В авторской версии «Господин Гексоген» — роман очень насыщенный, марафонский, требующий от читателя особого дыхания, особых усилий по преодолению этих бумажных пространств. На него могут уйти месяцы: это нескончаемая анфилада заговоров, тайных комнат, интриг, обмороков. Здесь очень длинные отступления: если Белосельцев погружается в ванну, то непременно последует двухстраничное отступление о роли воды во вселенной, с упоминанием Плотина и Виндельбанда; новая эпоха вступает в свои права медленно, и не дело знающего торопить ее наступление.
— А кстати: чем кончался «Господин Гекоген» в «до-котоминском» варианте?
— В газетном варианте не было куска, где Путин превращается в радугу. Он родился у меня потом, я просто написал небольшой кусок. А финал там был совсем другим: после того, как взорвался этот самолет, после того как была проделана вся эта ужасная работа, и он, герой, эту схему осознал, понял, в какой степени его использовали, он, Белосельцев, оказался на берегу реки Истры под стенами этого монастыря в ночь перед водосвятием.

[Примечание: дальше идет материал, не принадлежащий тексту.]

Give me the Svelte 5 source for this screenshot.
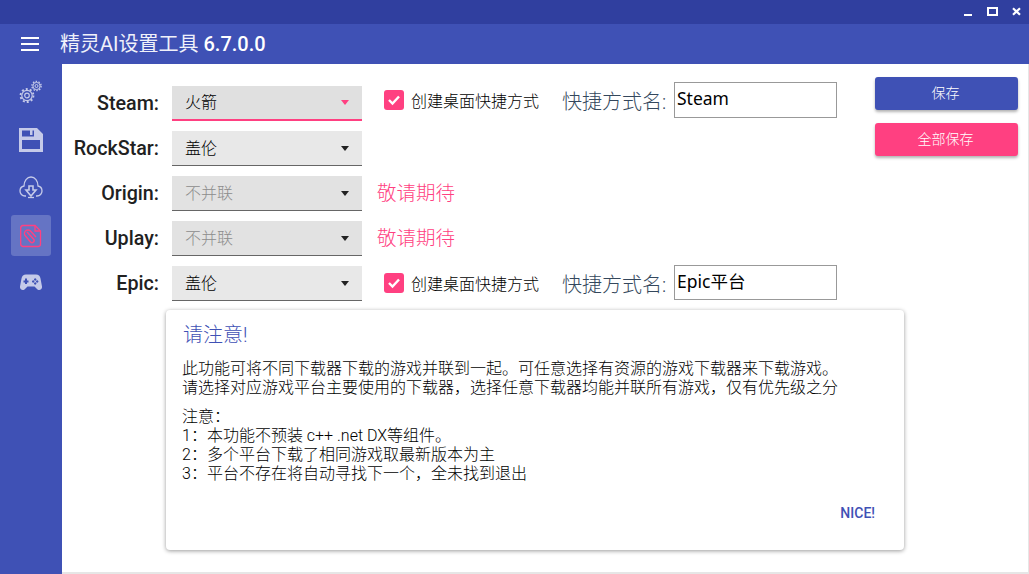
<script>
  const rows = [
    { label: 'Steam', value: '火箭', active: true, shortcut: 'Steam', top: true },
    { label: 'RockStar', value: '盖伦' },
    { label: 'Origin', value: '不并联', disabled: true, soon: true },
    { label: 'Uplay', value: '不并联', disabled: true, soon: true },
    { label: 'Epic', value: '盖伦', shortcut: 'Epic平台' }
  ];
</script>

<div class="window">
  <div class="titlebar">
    <svg class="winicons" width="65" height="24" viewBox="0 0 65 24">
      <rect x="0" y="14" width="8" height="2" fill="#fff" />
      <rect x="24" y="8" width="9" height="7" fill="none" stroke="#fff" stroke-width="2" />
      <path d="M49 8.200l7 6.600M56 8.200l-7 6.600" stroke="#fff" stroke-width="2.200" fill="none" />
    </svg>
  </div>

  <header class="appbar">
    <div class="burger"><span></span><span></span><span></span></div>
    <div class="apptitle">精灵AI设置工具 <b>6.7.0.0</b></div>
  </header>

  <div class="body">
    <nav class="side">
      <div class="navitem">
        <svg width="24" height="24" viewBox="0 0 24 24" fill="none" stroke="#c5cae9">
          <circle cx="8" cy="15.500" r="5.200" stroke-width="1.200" />
          <circle cx="8" cy="15.500" r="6.500" stroke-width="1.800" stroke-dasharray="2 2.080" />
          <circle cx="8" cy="15.500" r="2.300" stroke-width="1.200" />
          <circle cx="17.500" cy="6" r="3.600" stroke-width="1" />
          <circle cx="17.500" cy="6" r="4.600" stroke-width="1.400" stroke-dasharray="1.500 1.390" />
          <circle cx="17.500" cy="6" r="1.500" stroke-width="1" />
        </svg>
      </div>
      <div class="navitem">
        <svg width="24" height="24" viewBox="0 0 24 24">
          <path fill="#c5cae9" fill-rule="evenodd" d="M0 0H18L24 6V24H0ZM3 2.500V8.500H15V2.500H13.500V7H11V2.500ZM3 12V21H21V12Z" />
        </svg>
      </div>
      <div class="navitem">
        <svg width="24" height="26" viewBox="0 0 24 26" fill="none" stroke="#c5cae9" stroke-width="1.300">
          <path d="M7 21H6C3 21 1 18.500 1 16C1 13.500 2.500 11.500 5 11C5 6 8 2 12 2C16 2 19 6 19 11C21.500 11.500 23 13.500 23 16C23 18.500 21 21 18 21H17" />
          <path d="M10 11H14V15H17L12 21L7 15H10Z" stroke-width="1.600" />
          <path d="M9 22.500H15" />
        </svg>
      </div>
      <div class="navitem selected">
        <svg width="22" height="24" viewBox="0 0 22 24" fill="none" stroke="#ff4081" stroke-width="1.300">
          <path d="M3 1.500H15L20.500 7V20A2.500 2.500 0 0 1 18 22.500H3A2.500 2.500 0 0 1 .7 20V4A2.500 2.500 0 0 1 3 1.500Z" />
          <path d="M15 1.500V7H20.500" />
          <path stroke-width="1.500" d="M7 8L13.500 15A2 2 0 0 1 10.500 18L5.500 12A3.500 3.500 0 0 1 10.500 7L16 13" />
        </svg>
      </div>
      <div class="navitem">
        <svg class="pad" width="22" height="17" viewBox="0 0 22 16">
          <path fill="#c5cae9" fill-rule="evenodd" d="M6 0H16C18.500 0 20 1.500 20.500 4L22 12C22.400 14.500 20 16.500 17.500 15L14.500 12H7.500L4.500 15C2 16.500 -.4 14.500 0 12L1.500 4C2 1.500 3.500 0 6 0ZM5 4V6H3.500V8H5V9.500H7V8H8.500V6H7V4ZM15.200 3.800a1.200 1.200 0 1 0 .01 0ZM15.200 7.800a1.200 1.200 0 1 0 .01 0ZM13.200 5.800a1.200 1.200 0 1 0 .01 0ZM17.200 5.800a1.200 1.200 0 1 0 .01 0Z" />
        </svg>
      </div>
    </nav>

    <main class="content">
      <div class="top">
        <div class="form">
          {#each rows as row}
            <div class="row">
              <div class="label">{row.label}:</div>
              <div class="select" class:active={row.active} class:disabled={row.disabled}>
                <span>{row.value}</span>
                <i class="caret"></i>
              </div>
              {#if row.soon}
                <div class="soon">敬请期待</div>
              {/if}
              {#if row.shortcut}
                <div class="extras" class:raised={row.top}>
                  <div class="check">
                    <svg width="14" height="12" viewBox="0 0 14 12">
                      <path d="M2 6l3.500 3.500L12 2.500" fill="none" stroke="#fff" stroke-width="2.400" />
                    </svg>
                  </div>
                  <div class="checklabel">创建桌面快捷方式</div>
                  <div class="shortlabel">快捷方式名:</div>
                  <div class="shortinput" class:tall={row.top}>{row.shortcut}</div>
                </div>
              {/if}
            </div>
          {/each}
        </div>

        <div class="actions">
          <div class="btn primary">保存</div>
          <div class="btn accent">全部保存</div>
        </div>
      </div>

      <section class="card">
        <h2>请注意!</h2>
        <p>此功能可将不同下载器下载的游戏并联到一起。可任意选择有资源的游戏下载器来下载游戏。<br />请选择对应游戏平台主要使用的下载器，选择任意下载器均能并联所有游戏，仅有优先级之分</p>
        <p class="notes">注意：<br />1：本功能不预装 c++ .net DX等组件。<br />2：多个平台下载了相同游戏取最新版本为主<br />3：平台不存在将自动寻找下一个，全未找到退出</p>
        <div class="nice">NICE!</div>
      </section>
    </main>
  </div>
</div>

<style>
  :global(body) {
    margin: 0;
    background: #3f51b5;
  }

  .window {
    width: 1029px;
    height: 574px;
    display: flex;
    flex-direction: column;
    overflow: hidden;
    font-family: "Roboto", "Noto Sans CJK SC", sans-serif;
  }

  .titlebar {
    height: 24px;
    background: #303f9f;
    display: flex;
    justify-content: flex-end;
  }

  .winicons {
    display: block;
  }

  .appbar {
    height: 40px;
    background: #3f51b5;
    display: flex;
    align-items: center;
    color: #fff;
  }

  .burger {
    width: 18px;
    margin-left: 21px;
    display: flex;
    flex-direction: column;
    gap: 4px;
  }

  .burger span {
    height: 2px;
    background: #fff;
  }

  .apptitle {
    margin-left: 21px;
    font-size: 20px;
    font-weight: 400;
    color: #f0f1fa;
    line-height: 40px;
  }

  .apptitle b {
    font-weight: 500;
    color: #fff;
  }

  .body {
    flex: 1;
    display: flex;
    min-height: 0;
  }

  .side {
    width: 62px;
    flex: none;
    display: flex;
    flex-direction: column;
    align-items: center;
    padding-top: 7px;
    gap: 7px;
    box-sizing: border-box;
  }

  .navitem {
    width: 40px;
    height: 41px;
    display: flex;
    align-items: center;
    justify-content: center;
    border-radius: 3px;
  }

  .navitem.selected {
    background: #6574c4;
  }

  .pad {
    margin-bottom: 2px;
  }

  .content {
    flex: 1;
    background: #fff;
    border-right: 1px solid #e6e6e6;
    border-bottom: 2px solid #e6e6e6;
    display: flex;
    flex-direction: column;
    box-sizing: border-box;
    padding-top: 13px;
  }

  .top {
    display: flex;
    justify-content: space-between;
    height: 233px;
  }

  .form {
    display: flex;
    flex-direction: column;
    padding-top: 9px;
    gap: 10px;
  }

  .row {
    display: flex;
    align-items: center;
    height: 35px;
  }

  .label {
    width: 97px;
    text-align: right;
    font-size: 19.700px;
    font-weight: 500;
    color: #212121;
    margin-right: 13px;
    white-space: nowrap;
  }

  .select {
    width: 190px;
    height: 35px;
    box-sizing: border-box;
    background: #e8e8e8;
    border-bottom: 1px solid #666;
    padding: 0 0 3px 13px;
    display: flex;
    align-items: center;
    justify-content: space-between;
    font-size: 16px;
    font-weight: 300;
    color: #000;
  }

  .select.active {
    background: #e0e0e0;
    border-bottom: 2px solid #ff4081;
  }

  .select.disabled {
    background: #e2e2e2;
    color: #8c8c8c;
  }

  .caret {
    width: 0;
    height: 0;
    margin: 3px 13px 0 0;
    border-left: 4.500px solid transparent;
    border-right: 4.500px solid transparent;
    border-top: 5px solid #222;
  }

  .select.active .caret {
    border-top-color: #ff4081;
  }

  .soon {
    margin: 0 0 4px 15px;
    font-size: 19.500px;
    font-weight: 300;
    color: #ff4081;
  }

  .extras {
    display: flex;
    align-items: center;
    margin-bottom: 1px;
  }

  .extras.raised {
    margin-bottom: 7px;
  }

  .check {
    width: 20px;
    height: 20px;
    margin-left: 22px;
    border-radius: 3px;
    background: #ff4081;
    display: flex;
    align-items: center;
    justify-content: center;
  }

  .checklabel {
    margin-left: 7px;
    width: 151px;
    font-size: 16px;
    font-weight: 300;
    color: #000;
  }

  .shortlabel {
    width: 112px;
    font-size: 20px;
    font-weight: 300;
    color: #34475c;
    white-space: nowrap;
  }

  .shortinput {
    width: 163px;
    height: 35px;
    margin-top: -2px;
    box-sizing: border-box;
    border: 1px solid #999;
    padding: 2px;
    font-size: 17.500px;
    font-family: "Noto Sans", "Noto Sans CJK SC", sans-serif;
    line-height: 26px;
    color: #000;
  }

  .shortinput.tall {
    height: 36px;
    margin-top: 0;
  }

  .actions {
    display: flex;
    flex-direction: column;
    gap: 13px;
    margin-right: 10px;
  }

  .btn {
    width: 143px;
    height: 33px;
    border-radius: 3px;
    display: flex;
    align-items: center;
    justify-content: center;
    color: #fff;
    font-size: 14px;
    font-weight: 300;
    box-shadow: 0 2px 3px rgba(0, 0, 0, 0.3);
    padding: 0 2px 3px 0;
    box-sizing: border-box;
  }

  .primary {
    background: #3f51b5;
  }

  .accent {
    background: #ff4081;
  }

  .card {
    width: 738px;
    height: 240px;
    margin-left: 104px;
    box-sizing: border-box;
    padding: 13px 17px 0;
    border-radius: 4px;
    background: #fff;
    box-shadow: 0 1px 4px rgba(0, 0, 0, 0.4);
    position: relative;
  }

  h2 {
    margin: 0 0 11px;
    font-size: 20px;
    font-weight: 300;
    line-height: 25px;
    color: #3f51b5;
  }

  p {
    margin: 0 0 0 -1px;
    font-size: 16px;
    line-height: 19px;
    font-weight: 300;
    color: #000;
  }

  .notes {
    margin-top: 10px;
  }

  .nice {
    position: absolute;
    right: 29px;
    bottom: 29px;
    font-size: 14px;
    font-weight: 500;
    color: #3f51b5;
  }
</style>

И вот он идет по этому ночному городку заснеженному, доходит до берега этой черной, незамерзшей реки, с черными ветлами в белых ночных берегах, где метет метель, видит, как сквозь эту метель на эти белые берега идут богомольцы, мужчины и женщины, раздеваются, и вереницей, такие ангелы и ангелицы, входят в черную воду. Горят свечи… И он, Белосельцев, тоже раздевается, идет босой по снегу, без одежды, без имени, без прошлого и без будущего, вступает в эту холодную воду, в эту Лету, реку темную, и движется по ней, вдоль этих берегов в сторону от всех поющих, от всех плачущих, от всех рыдающих в эту ночную, русскую, белую равнину, в метель по этой черной безымянной воде. Вот так заканчивается «Господин Гексоген»[11].
Мало кто взялся бы предположить, что роману суждено большое будущее. Начать с того, что «Господин Гексоген» стал первым романом, который наотрез отказалась печатать даже оппозиционная пресса. Главный редактор «Нашего современника» Станислав Куняев заявил Проханову, что романы сейчас не читают, и «Господин Гексоген» закупорит журнал. Это был сильный удар по писателю с репутацией графомана: во-первых, отрезана важная артерия, хоть как-то соединяющая его с читателем, во-вторых, это был классический случай предательства своих.